The worst use of each-way is as a hedge for weak conviction. If you’re not confident enough in a dog to back it win-only, adding an each-way component doesn’t fix the underlying analytical problem — it just doubles your stake on a bet you weren’t sure about. Each-way should be a deliberate strategy applied to dogs you’ve assessed as strong contenders for the final with uncertain win credentials, not a safety net for bets you’re nervous about.

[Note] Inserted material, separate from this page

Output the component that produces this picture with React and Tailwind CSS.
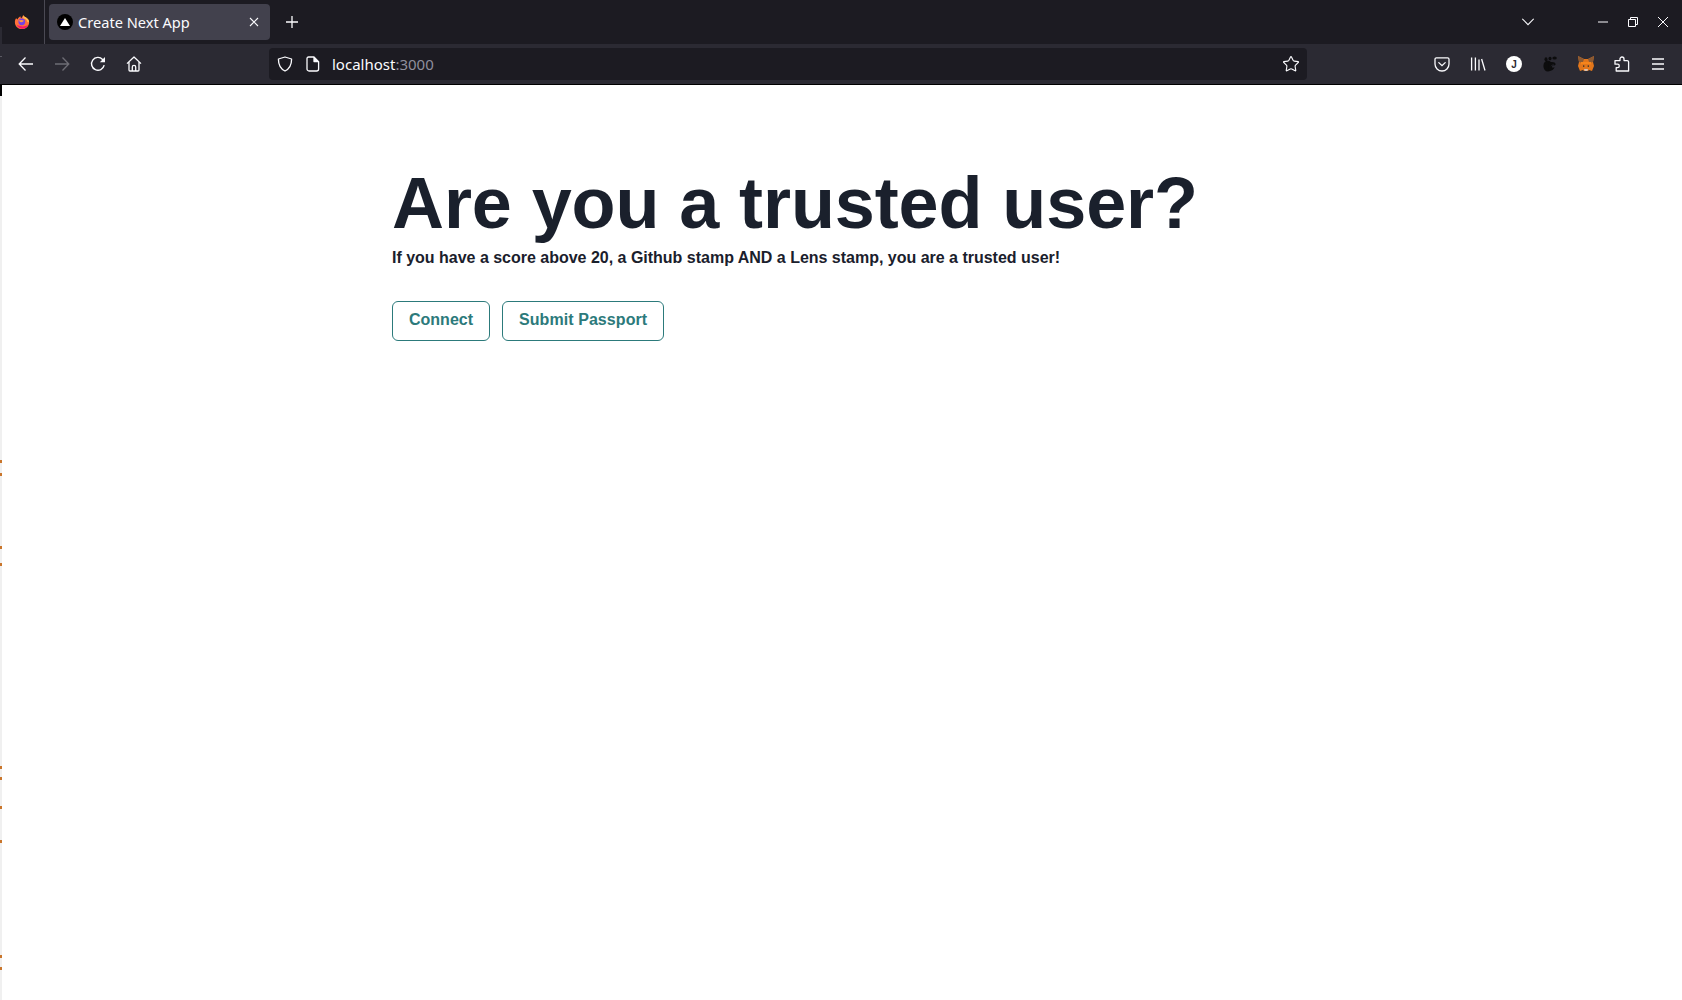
import React from 'react';
import { Star } from 'lucide-react';

const FirefoxLogo = () => (
  <svg width="16" height="16" viewBox="0 0 18 18">
    <path d="M9 17C4.6 17 1 13.6 1 9.2 1 7.6 1.5 6 2.4 4.8L4 6.2C4.6 4.4 6 3 7.4 2.6 7 3.6 7.6 4.4 8.6 4.6L10.4 1C11 2.6 12 3 13.6 4 15.6 5.2 17 7 17 9.2 17 13.6 13.4 17 9 17Z" fill="#ff7139" />
    <path d="M10.4 1C11 2.6 12 3 13.6 4 15.6 5.2 17 7 17 9.2L15 9C14.6 6.6 12.6 5 10.4 5Z" fill="#ffbd4f" />
    <path d="M3 12C4.4 15 7 16.6 9.4 16.6 12.4 16.6 15 14.6 16 12 13.6 14 9 14.4 7 13.4 5.4 13 4 12.6 3 12Z" fill="#f5156c" />
    <circle cx="8.8" cy="8.8" r="3.8" fill="#7542e5" />
    <path d="M5.4 7.4C7 6.6 9 6.4 11 7.4 10.6 9 9 9.4 7.6 9.2 6.6 9 5.8 8.4 5.4 7.4Z" fill="#ff9a3d" />
  </svg>
);

const Back = ({ color = '#fbfbfe', flip = false }) => (
  <svg width="16" height="16" viewBox="0 0 16 16" fill="none" stroke={color} strokeWidth="1.3" className={flip ? 'rotate-180' : ''}>
    <path d="M15 8H1.5M7.5 1.5 1.2 8l6.3 6.5" />
  </svg>
);

const Reload = () => (
  <svg width="16" height="16" viewBox="0 0 16 16" fill="none" stroke="#fbfbfe" strokeWidth="1.4">
    <path d="M14.2 9.2A6.4 6.4 0 1 1 12.6 3.4L14.6 5" />
    <path d="M15 1v5.2H9.8Z" fill="#fbfbfe" stroke="none" />
  </svg>
);

const Home = () => (
  <svg width="16" height="16" viewBox="0 0 16 16" fill="none" stroke="#fbfbfe" strokeWidth="1.3" strokeLinejoin="round">
    <path d="M1 7.6 8 1l7 6.6M3 6v8a1 1 0 0 0 1 1h8a1 1 0 0 0 1-1V6" />
    <path d="M6.3 15v-4a1.7 1.7 0 0 1 3.4 0v4" />
  </svg>
);

const Shield = () => (
  <svg width="16" height="16" viewBox="0 0 16 16" fill="none" stroke="#fbfbfe" strokeWidth="1.3" strokeLinejoin="round">
    <path d="M8 1 14.6 3c0 6-1.6 9.6-6.6 12C3 12.6 1.4 9 1.4 3Z" />
  </svg>
);

const PageIcon = () => (
  <svg width="14" height="16" viewBox="0 0 14 16" fill="none" stroke="#fbfbfe" strokeWidth="1.3" strokeLinejoin="round">
    <path d="M2.5 1H8l4.6 4.6V13a2 2 0 0 1-2 2H3a2 2 0 0 1-2-2V2.5A1.5 1.5 0 0 1 2.5 1Z" />
    <path d="M8 1v4.6h4.6" fill="#fbfbfe" />
  </svg>
);

const Pocket = () => (
  <svg width="16" height="16" viewBox="0 0 16 16" fill="none" stroke="#fbfbfe" strokeWidth="1.3">
    <path d="M2.4 1.8h11.2A1.4 1.4 0 0 1 15 3.2V8A7 7 0 0 1 1 8V3.2a1.4 1.4 0 0 1 1.4-1.4Z" />
    <path d="M4.8 6.6 8 9.6l3.2-3" strokeLinecap="round" />
  </svg>
);

const Library = () => (
  <svg width="16" height="16" viewBox="0 0 16 16" fill="none" stroke="#fbfbfe" strokeWidth="1.3">
    <path d="M1.6 1.5v13M5.4 1.5v13M9 3.5v11M11.6 3 15 14.5" />
  </svg>
);

const GnomeFoot = () => (
  <svg width="16" height="16" viewBox="0 0 16 16" fill="#0c0c0d">
    <ellipse cx="5.8" cy="10" rx="4.4" ry="5.6" />
    <ellipse cx="4" cy="3.2" rx="1.5" ry="2" />
    <ellipse cx="8" cy="2.6" rx="1.6" ry="1.8" />
    <ellipse cx="12.6" cy="2" rx="2.2" ry="1.6" />
    <path d="M7 6.6c3-1 6.6-.4 6.6 1.6S9.6 9 9.2 10.4c-.3 1 2 1.4 3.4.8-.8 2.4-3.6 4-6 3.6Z" />
    <path d="M9 10.2c.6-1 2-1.4 3-1.2" stroke="#2b2a33" strokeWidth="0.8" fill="none" />
  </svg>
);

const MetaMask = () => (
  <svg className="-mx-[1px]" width="18" height="18" viewBox="0 0 18 18">
    <path d="M1 1 7 4h4l6-3-1 6 1 4-2 5-3-1-1 1H7l-1-1-3 1-2-5 1-4Z" fill="#e2761b" />
    <path d="M1 1 7 4 5.6 8 2 7ZM17 1 11 4l1.4 4L16 7Z" fill="#8a5a34" />
    <path d="M6 10.2 8 11l-2 1ZM12 10.2 10 11l2 1Z" fill="#2a2a2a" />
    <path d="M7 14h4l-.6 2H7.6Z" fill="#d7c1b3" />
    <path d="M4 7h10v2.4L12 9H6L4 9.4Z" fill="#f6851b" />
  </svg>
);

const Puzzle = () => (
  <svg width="16" height="16" viewBox="0 0 16 16" fill="none" stroke="#fbfbfe" strokeWidth="1.3" strokeLinejoin="round">
    <path d="M14.6 15H2.2v-3.4h1.4a1.7 1.7 0 0 0 0-3.4H1L1 4.6h5V3a2 2 0 0 1 4 0v1.6h3.2a1.4 1.4 0 0 1 1.4 1.4Z" />
  </svg>
);

const Menu = () => (
  <svg width="16" height="16" viewBox="0 0 16 16" stroke="#fbfbfe" strokeWidth="1.3">
    <path d="M2 3h12M2 8h12M2 13h12" />
  </svg>
);

const marks = [
  { id: 461, gap: 'mt-[364px]' },
  { id: 474, gap: 'mt-[10px]' },
  { id: 547, gap: 'mt-[70px]' },
  { id: 564, gap: 'mt-[14px]' },
  { id: 767, gap: 'mt-[200px]' },
  { id: 778, gap: 'mt-[8px]' },
  { id: 807, gap: 'mt-[26px]' },
  { id: 841, gap: 'mt-[31px]' },
  { id: 956, gap: 'mt-[112px]' },
  { id: 968, gap: 'mt-[9px]' },
];

const App = () => {
  return (
    <div className="flex h-[1000px] w-[1682px] flex-col overflow-hidden bg-white">
      {/* title bar */}
      <div className="relative flex h-[44px] shrink-0 items-center bg-[#1c1b22] font-['Noto_Sans',sans-serif]">
        <div className="absolute bottom-0 left-0 h-[17px] w-[2px] bg-[#2b2a33]" />
        <div className="flex h-full w-[45px] shrink-0 items-center justify-center border-r border-[#4a4953]">
          <FirefoxLogo />
        </div>
        <div className="ml-[4px] flex h-[36px] w-[221px] shrink-0 items-center rounded-[4px] bg-[#42414d] pl-[8px] pr-[11px]">
          <span className="flex h-[16px] w-[16px] items-center justify-center rounded-full bg-black">
            <span className="h-0 w-0 border-x-[5px] border-b-[8px] border-x-transparent border-b-white" />
          </span>
          <span className="ml-[5px] flex-1 pt-[1px] text-[14.6px] text-[#fbfbfe]">Create Next App</span>
          <svg width="10" height="10" viewBox="0 0 10 10" stroke="#fbfbfe" strokeWidth="1.1"><path d="M1 1l8 8M9 1l-8 8" /></svg>
        </div>
        <svg className="ml-[16px]" width="12" height="12" viewBox="0 0 12 12" stroke="#fbfbfe" strokeWidth="1.3"><path d="M6 0v12M0 6h12" /></svg>
        <div className="ml-auto flex items-center pr-[14px]">
          <svg className="mr-[64px]" width="12" height="8" viewBox="0 0 12 8" fill="none" stroke="#fbfbfe" strokeWidth="1.1"><path d="M.3.8 6 6.6 11.7.8" /></svg>
          <svg className="mr-[20px]" width="10" height="10" viewBox="0 0 10 10" stroke="#fbfbfe" strokeWidth="1"><path d="M0 5h10" /></svg>
          <svg className="mr-[20px]" width="10" height="10" viewBox="0 0 10 10" fill="none" stroke="#fbfbfe" strokeWidth="1"><path d="M.5 2.5h7v7h-7zM2.5 2.5v-2h7v7h-2" /></svg>
          <svg width="10" height="10" viewBox="0 0 10 10" stroke="#fbfbfe" strokeWidth="1"><path d="M0 0l10 10M10 0L0 10" /></svg>
        </div>
      </div>

      {/* toolbar */}
      <div className="relative flex h-[41px] shrink-0 items-center border-b border-black bg-[#2b2a33] font-['Noto_Sans',sans-serif]">
        <div className="absolute left-0 top-[12px] h-[1px] w-[2px] bg-[#5b5a63]" />
        <div className="flex w-[269px] shrink-0 items-center gap-[20px] pl-[18px]">
          <Back />
          <Back color="#6e6d75" flip />
          <Reload />
          <Home />
        </div>
        <div className="flex h-[32px] w-[1038px] shrink-0 items-center rounded-[4px] bg-[#1c1b22] pl-[8px] pr-[7px]">
          <Shield />
          <span className="ml-[13px]"><PageIcon /></span>
          <span className="ml-[12px] text-[15px] text-[#fbfbfe]">localhost<span className="text-[#8f8f9d]">:3000</span></span>
          <Star className="ml-auto" size={18} color="#fbfbfe" strokeWidth={1.5} />
        </div>
        <div className="ml-auto flex items-center gap-[20px] pr-[16px]">
          <Pocket />
          <Library />
          <span className="flex h-[16px] w-[16px] items-center justify-center rounded-full bg-white font-['Liberation_Sans',sans-serif] text-[10px] font-bold text-[#2b2a33]">J</span>
          <GnomeFoot />
          <MetaMask />
          <Puzzle />
          <Menu />
        </div>
      </div>

      {/* page */}
      <div className="flex min-h-0 flex-1">
        <div className="flex h-full w-[2px] shrink-0 flex-col bg-[#f0f0f0]">
          <div className="h-[11px] shrink-0 bg-black" />
          {marks.map((m) => (
            <div key={m.id} className={`h-[3px] shrink-0 bg-[#c9762c] ${m.gap}`} />
          ))}
        </div>
        <div className="flex-1 pl-[390px] pt-[76px] font-['Liberation_Sans',Arial,sans-serif] text-[#1a202c]">
          <h1 className="text-[72px] font-bold leading-[85px] tracking-[-0.1px]">Are you a trusted user?</h1>
          <p className="text-[16px] font-bold leading-[24px] tracking-[-0.01px]">If you have a score above 20, a Github stamp AND a Lens stamp, you are a trusted user!</p>
          <div className="mt-[31px] flex gap-[12px]">
            <button className="h-[40px] rounded-[6px] border border-[#2c7a7b] px-[16px] pb-[2px] text-[16px] font-bold text-[#2c7a7b]">Connect</button>
            <button className="h-[40px] rounded-[6px] border border-[#2c7a7b] px-[16px] pb-[2px] text-[16px] font-bold tracking-[0.07px] text-[#2c7a7b]">Submit Passport</button>
          </div>
        </div>
      </div>
    </div>
  );
};

export default App;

One final consideration: the opportunity cost. A £20 each-way bet ties up £20 of your bankroll for weeks, potentially returning £60 if the dog places. Two £10 win-only bets on different dogs, each at 20/1, tie up the same £20 but offer £210 if either wins. The concentrated each-way approach and the diversified win-only approach have different risk profiles, and the right choice depends on your staking philosophy and how many ante-post positions you’re comfortable managing simultaneously.
Half the Bet, Twice the Thinking
Each-way ante-post greyhound betting is one of those tools that sounds simpler than it is. The mechanics are straightforward — two bets, win and place, standard terms. The strategy behind using it well is not. It requires you to think about not just whether a dog can win, but how likely it is to reach the final without winning, what the place return is worth at the available terms, and whether the doubled stake is the best use of your bankroll compared to the alternatives.
The punters who use each-way effectively in ante-post greyhound markets tend to apply it selectively: long-priced selections with genuine final credentials, events where the place terms are favourable, and situations where the place return represents meaningful profit rather than a marginal consolation. They don’t use it on every bet, and they don’t use it as a substitute for conviction.
If you’re going to bet each-way on a greyhound futures market, do it because the maths supports it — not because the idea of a place return feels safer. Half your stake is allocated to the place bet. Make sure that half is working at least as hard as the other.